J Street has answered the questions posed by the Emergency Committee for Israel. On whether any old two-state solution will do, J Street declares:
J Street does agree that both states in a two-state solution that ends the Israeli-Palestinian conflict should be stable, peace-loving and anti-terrorist. … We’re also very clear that, no, we don’t support the two-state solution no matter the character and borders of the two states. We believe that both states have to be secure, viable and contiguous. That means not simply that Israel’s security must be assured in a two-state deal — that’s a given, and no Israeli government would or should agree to a deal that doesn’t guarantee security. But it’s also in Israel’s interest to ensure that the future Palestinian state is viable and sustainable and offers the Palestinian people a future with dignity, not a half-state that breeds further violence and discontent.
We support a two-state solution built on the 1967 borders with equal land swaps and in which the Jewish and Arab sections of Jerusalem are capitals respectively of Israel and the new Palestinian state.
Well, how is that all that different from those wacky kids at the ECI? In fact, what’s so special about J Street if it is going to mimic the mainstream Jewish position? Well, maybe there is a loophole here. The J Street statement didn’t exactly say it would be a Jewish state. And what if the 1967 borders are no longer a viable dividing line? And, of course, the J Street gang has decided to divide Jerusalem. What if Israelis don’t want to, or what if that makes a two-state solution nonviable? The “solution,” I suspect, is just to issue an ultimatum.
The second answer is more candid and revealing. On whether it “support[s] peace and security for Israel in the absence of a Palestinian state,” the answer is apparently no. “Further, we do not see a formula for ensuring peace and security for Israel or its survival as a Jewish and democratic home over the coming generation without a two-state solution.”
And to prove it, the J Streeters launch a half-hearted attempt to justify the Gaza 54 letter, which accused Israel of perpetrating a great injustice (“collective punishment”) on Palestinians by maintaining a blockade to prevent from entering Gaza materials that would be used to maim and kill Israelis.
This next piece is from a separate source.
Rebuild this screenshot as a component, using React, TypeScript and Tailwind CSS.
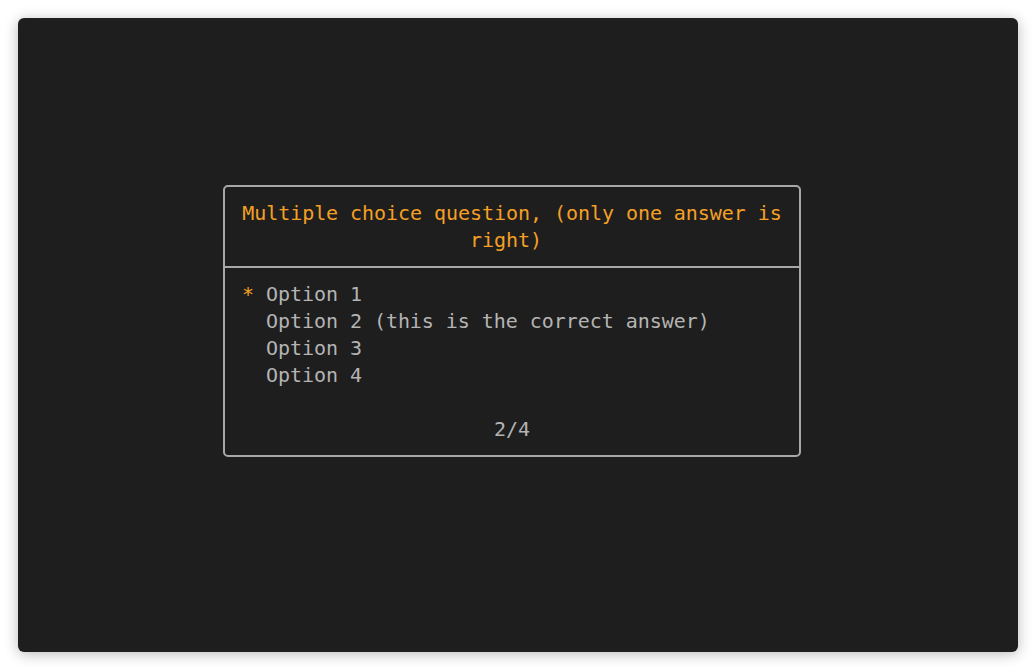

This highlights a dilemma for J Street that has hobbled the group since it was founded by George Soros. If it repeats the pablum of mainstream Jewish groups, why is J Street needed? And if it shows its true colors — helping Richard Goldstone draft a defense, cheering on the UN Human Rights Commission, allying themselves with apologists for the Iranian regime, seeking to oust Dennis Ross — then it risks alienating all but the solidly anti-Zionist fringe.